Global equity markets are undergoing a meaningful shift. After years of software, platforms, and intellectual property growth, there is now a renewed interest emerging in traditional ‘old-industry’ hard asset-based companies.
At its core, the Hard Assets, Low Obsolescence (HALO) strategy favours tangible assets with long useful lives.
Rather than being a short-term defensive move, the HALO effect reflects enduring secular forces that are reshaping investment markets, particularly across industrials, materials, infrastructure, and automation.
What defines the HALO approach?
At its core, the HALO concept focuses on businesses with:
- Physical, asset intensive operations
- Long-lived infrastructure or equipment
- Pricing power and embedded industrial footprints
- Lower risk of rapid technological obsolescence
These types of businesses tend to operate in sectors such as industrials, materials, energy infrastructure, automation, and logistics - areas that are increasingly central to global economic transition.
While artificial intelligence (AI) has raised disruption risks for many asset‑light business models, it is also acting as a powerful accelerant for companies operating in the physical economy.
Three powerful forces driving the HALO effect
1. Reshoring and renewed domestic investment
A major driver behind the renewed interest in hard assets is the reshoring of manufacturing and supply chains, particularly in the United States.
After decades of offshoring, governments and corporations are investing heavily in domestic production for reasons ranging from supply chain resilience to national security and economic policy objectives. This shift is leading to materially higher levels of investment in factories, equipment, logistics networks, and infrastructure.
The result is a multi year pipeline of capital spending that directly supports asset heavy industries.
2. AI-driven capital expenditure is expanding beyond data centres
AI has already sparked a substantial wave of investment, initially concentrated on data centres and computing infrastructure. Increasingly, however, this capital expenditure cycle is broadening into the real economy.
AI investment is now driving demand across:
- Construction and engineering
- Industrial machinery and automation
- Power generation and energy infrastructure
- Supply chains and logistics systems
This expansion creates a strong multiplier effect, as physical assets are required to build, power, and operate the next phase of AI enabled growth.
3. Embodied AI and automation in the physical world
While much of the attention around AI has focused on software applications, some of the more transformative opportunities lie in embodied AI - the integration of intelligence into physical assets.
Examples include:
- Robotics and industrial automation
- Autonomous vehicles and machinery
- Smart factories and warehouses
- Predictive maintenance and optimisation systems
By embedding AI directly into machines and infrastructure, companies can reduce labour costs, improve efficiency, and enhance asset utilisation. Importantly, these physical systems are difficult and time-consuming to replicate, creating durable competitive advantages.

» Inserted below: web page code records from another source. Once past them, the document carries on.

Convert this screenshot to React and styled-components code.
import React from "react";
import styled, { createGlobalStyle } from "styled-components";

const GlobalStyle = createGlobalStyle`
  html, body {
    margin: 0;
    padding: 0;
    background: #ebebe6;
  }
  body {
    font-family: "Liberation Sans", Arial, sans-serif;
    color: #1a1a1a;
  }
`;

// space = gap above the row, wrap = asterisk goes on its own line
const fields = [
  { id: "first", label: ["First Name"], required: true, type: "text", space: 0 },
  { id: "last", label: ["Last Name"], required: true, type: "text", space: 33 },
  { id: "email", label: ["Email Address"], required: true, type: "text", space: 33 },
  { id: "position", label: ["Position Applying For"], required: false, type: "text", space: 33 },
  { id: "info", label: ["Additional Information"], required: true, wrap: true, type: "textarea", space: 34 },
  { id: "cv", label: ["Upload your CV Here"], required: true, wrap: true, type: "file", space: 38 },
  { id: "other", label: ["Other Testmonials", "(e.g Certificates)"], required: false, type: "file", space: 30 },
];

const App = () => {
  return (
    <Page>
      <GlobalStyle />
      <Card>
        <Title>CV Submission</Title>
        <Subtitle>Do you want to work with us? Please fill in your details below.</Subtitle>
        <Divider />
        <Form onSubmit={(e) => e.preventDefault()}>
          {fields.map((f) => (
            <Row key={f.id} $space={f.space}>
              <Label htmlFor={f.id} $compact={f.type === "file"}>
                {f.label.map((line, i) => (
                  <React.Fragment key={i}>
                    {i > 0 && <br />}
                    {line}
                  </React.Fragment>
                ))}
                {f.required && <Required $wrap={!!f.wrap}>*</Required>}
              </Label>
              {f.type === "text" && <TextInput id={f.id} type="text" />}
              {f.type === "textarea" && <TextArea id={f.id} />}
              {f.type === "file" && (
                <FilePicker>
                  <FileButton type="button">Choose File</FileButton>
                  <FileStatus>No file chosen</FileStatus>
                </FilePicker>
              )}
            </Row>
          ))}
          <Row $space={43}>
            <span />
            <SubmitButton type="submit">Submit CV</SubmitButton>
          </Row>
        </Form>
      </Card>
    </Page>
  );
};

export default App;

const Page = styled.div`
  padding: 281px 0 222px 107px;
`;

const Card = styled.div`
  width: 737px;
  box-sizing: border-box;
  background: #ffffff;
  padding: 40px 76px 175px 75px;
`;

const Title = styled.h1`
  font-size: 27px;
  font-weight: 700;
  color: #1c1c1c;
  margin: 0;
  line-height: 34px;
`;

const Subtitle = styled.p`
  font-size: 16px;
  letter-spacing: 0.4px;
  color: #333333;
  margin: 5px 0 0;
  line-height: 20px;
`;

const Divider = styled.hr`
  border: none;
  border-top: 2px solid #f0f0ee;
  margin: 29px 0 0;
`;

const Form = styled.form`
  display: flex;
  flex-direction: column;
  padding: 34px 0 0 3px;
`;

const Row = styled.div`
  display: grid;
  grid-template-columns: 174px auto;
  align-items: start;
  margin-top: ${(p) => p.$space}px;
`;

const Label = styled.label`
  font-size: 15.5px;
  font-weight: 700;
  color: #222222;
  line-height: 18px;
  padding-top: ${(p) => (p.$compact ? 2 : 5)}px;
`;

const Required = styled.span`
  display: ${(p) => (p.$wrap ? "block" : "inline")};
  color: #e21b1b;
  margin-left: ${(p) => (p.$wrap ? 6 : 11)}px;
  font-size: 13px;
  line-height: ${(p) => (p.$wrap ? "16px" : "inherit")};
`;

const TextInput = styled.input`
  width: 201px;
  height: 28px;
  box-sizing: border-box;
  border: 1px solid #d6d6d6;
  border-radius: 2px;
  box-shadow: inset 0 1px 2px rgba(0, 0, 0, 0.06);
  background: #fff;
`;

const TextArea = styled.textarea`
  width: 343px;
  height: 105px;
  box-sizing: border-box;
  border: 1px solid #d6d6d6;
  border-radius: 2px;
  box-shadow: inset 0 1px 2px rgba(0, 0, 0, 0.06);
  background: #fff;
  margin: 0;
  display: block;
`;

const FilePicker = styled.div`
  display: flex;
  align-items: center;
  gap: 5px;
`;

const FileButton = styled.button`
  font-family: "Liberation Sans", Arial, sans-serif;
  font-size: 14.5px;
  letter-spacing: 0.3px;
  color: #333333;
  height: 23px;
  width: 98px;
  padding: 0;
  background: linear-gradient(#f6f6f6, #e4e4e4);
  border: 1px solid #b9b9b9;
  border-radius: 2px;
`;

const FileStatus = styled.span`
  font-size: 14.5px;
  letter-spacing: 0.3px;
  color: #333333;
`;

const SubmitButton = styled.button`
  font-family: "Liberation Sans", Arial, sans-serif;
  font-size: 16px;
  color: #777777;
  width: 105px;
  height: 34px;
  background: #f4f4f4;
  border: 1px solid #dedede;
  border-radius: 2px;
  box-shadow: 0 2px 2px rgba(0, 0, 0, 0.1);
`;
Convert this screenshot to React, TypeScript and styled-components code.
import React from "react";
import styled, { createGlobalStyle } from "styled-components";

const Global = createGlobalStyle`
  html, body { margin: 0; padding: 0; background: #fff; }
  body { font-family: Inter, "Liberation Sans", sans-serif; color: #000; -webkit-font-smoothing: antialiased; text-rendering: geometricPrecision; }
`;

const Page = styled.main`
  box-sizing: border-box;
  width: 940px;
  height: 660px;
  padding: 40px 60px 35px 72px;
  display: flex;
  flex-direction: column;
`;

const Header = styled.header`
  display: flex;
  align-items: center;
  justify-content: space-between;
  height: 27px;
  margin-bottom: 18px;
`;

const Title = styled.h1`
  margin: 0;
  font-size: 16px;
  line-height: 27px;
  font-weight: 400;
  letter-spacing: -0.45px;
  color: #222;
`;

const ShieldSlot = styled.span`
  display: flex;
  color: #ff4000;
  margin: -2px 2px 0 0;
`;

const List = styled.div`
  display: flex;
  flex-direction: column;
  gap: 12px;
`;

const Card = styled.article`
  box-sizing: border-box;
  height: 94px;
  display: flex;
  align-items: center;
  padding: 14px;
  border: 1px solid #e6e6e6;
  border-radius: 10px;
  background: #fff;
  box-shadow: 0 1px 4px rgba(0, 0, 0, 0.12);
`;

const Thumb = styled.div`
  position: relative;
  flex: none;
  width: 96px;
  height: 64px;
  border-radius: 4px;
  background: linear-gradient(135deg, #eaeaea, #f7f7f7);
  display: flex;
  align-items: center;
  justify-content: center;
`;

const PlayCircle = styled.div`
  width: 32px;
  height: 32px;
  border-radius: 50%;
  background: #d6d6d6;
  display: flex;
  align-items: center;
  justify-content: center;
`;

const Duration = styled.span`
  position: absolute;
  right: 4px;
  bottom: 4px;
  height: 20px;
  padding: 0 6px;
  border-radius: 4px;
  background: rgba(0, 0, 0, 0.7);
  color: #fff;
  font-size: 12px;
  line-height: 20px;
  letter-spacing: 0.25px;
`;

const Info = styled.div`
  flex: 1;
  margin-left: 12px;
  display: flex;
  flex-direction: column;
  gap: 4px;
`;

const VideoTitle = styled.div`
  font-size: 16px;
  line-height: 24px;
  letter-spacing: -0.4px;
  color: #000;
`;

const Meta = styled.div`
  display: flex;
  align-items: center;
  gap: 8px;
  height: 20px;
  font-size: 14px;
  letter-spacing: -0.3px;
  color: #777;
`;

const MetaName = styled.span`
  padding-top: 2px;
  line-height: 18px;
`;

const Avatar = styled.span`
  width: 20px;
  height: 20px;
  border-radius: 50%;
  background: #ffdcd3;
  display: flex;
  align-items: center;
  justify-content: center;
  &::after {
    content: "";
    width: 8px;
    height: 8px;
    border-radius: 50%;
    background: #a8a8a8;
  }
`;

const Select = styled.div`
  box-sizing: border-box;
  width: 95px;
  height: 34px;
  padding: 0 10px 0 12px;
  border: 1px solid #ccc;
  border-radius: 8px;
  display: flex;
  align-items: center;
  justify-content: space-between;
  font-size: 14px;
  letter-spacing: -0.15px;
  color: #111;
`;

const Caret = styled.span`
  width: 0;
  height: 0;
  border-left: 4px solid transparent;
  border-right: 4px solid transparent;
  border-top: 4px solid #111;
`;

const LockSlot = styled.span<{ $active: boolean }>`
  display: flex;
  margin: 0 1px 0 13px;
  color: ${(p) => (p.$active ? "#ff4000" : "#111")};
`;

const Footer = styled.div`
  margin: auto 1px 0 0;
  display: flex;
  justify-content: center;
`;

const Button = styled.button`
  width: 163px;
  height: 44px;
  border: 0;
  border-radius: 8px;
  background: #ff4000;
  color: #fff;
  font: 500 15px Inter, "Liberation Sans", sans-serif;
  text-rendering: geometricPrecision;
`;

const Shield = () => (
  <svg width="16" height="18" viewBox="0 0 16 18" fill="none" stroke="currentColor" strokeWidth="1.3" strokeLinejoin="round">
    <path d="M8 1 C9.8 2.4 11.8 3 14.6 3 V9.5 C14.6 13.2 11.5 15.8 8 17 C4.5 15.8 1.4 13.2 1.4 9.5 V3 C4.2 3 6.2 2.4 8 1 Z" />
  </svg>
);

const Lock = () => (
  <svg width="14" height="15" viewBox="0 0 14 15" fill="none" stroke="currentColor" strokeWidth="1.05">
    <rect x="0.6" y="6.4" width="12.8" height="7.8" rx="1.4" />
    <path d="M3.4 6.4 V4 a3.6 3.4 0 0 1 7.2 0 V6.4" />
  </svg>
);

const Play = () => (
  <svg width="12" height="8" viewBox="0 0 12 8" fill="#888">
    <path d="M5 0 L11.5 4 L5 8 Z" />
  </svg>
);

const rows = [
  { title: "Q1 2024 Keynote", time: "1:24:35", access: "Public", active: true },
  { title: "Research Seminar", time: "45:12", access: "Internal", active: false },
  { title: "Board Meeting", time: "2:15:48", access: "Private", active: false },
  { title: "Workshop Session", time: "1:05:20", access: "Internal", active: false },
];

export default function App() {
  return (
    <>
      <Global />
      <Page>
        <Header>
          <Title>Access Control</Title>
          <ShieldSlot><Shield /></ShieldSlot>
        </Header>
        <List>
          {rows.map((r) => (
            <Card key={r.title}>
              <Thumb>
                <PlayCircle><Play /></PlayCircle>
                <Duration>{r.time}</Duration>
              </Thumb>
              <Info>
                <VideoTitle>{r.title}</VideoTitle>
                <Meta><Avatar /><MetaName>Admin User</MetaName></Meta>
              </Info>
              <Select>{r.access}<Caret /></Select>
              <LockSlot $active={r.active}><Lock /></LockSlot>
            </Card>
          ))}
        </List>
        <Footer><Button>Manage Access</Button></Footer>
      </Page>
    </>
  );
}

Why hard assets may be harder to disrupt
Unlike purely digital business models, physical infrastructure requires:
- Significant upfront capital
- Long development timelines
- Regulatory approvals
- Skilled labour and specialised manufacturing
These barriers can protect asset heavy businesses from rapid displacement. In many cases, AI enhances the value of these assets rather than replacing them, reinforcing their long-term relevance.
This combination of physical scale, technological integration, and capital intensity underpins the HALO effect’s appeal as a longer-term investment theme.
A long-term structural opportunity
Taken together, reshoring, AI driven capital investment, and physical automation suggest that hard assets are entering a period of renewed strategic importance.
For investors, this represents a shift away from viewing industrial and materials-based businesses as purely cyclical or commoditised. Instead, they are increasingly recognised as critical enablers of the modern economy, supported by multi year secular tailwinds.
As global economies invest in infrastructure, energy transition, and intelligent automation, companies with durable physical footprints and low obsolescence risk are likely to remain central to the investment landscape.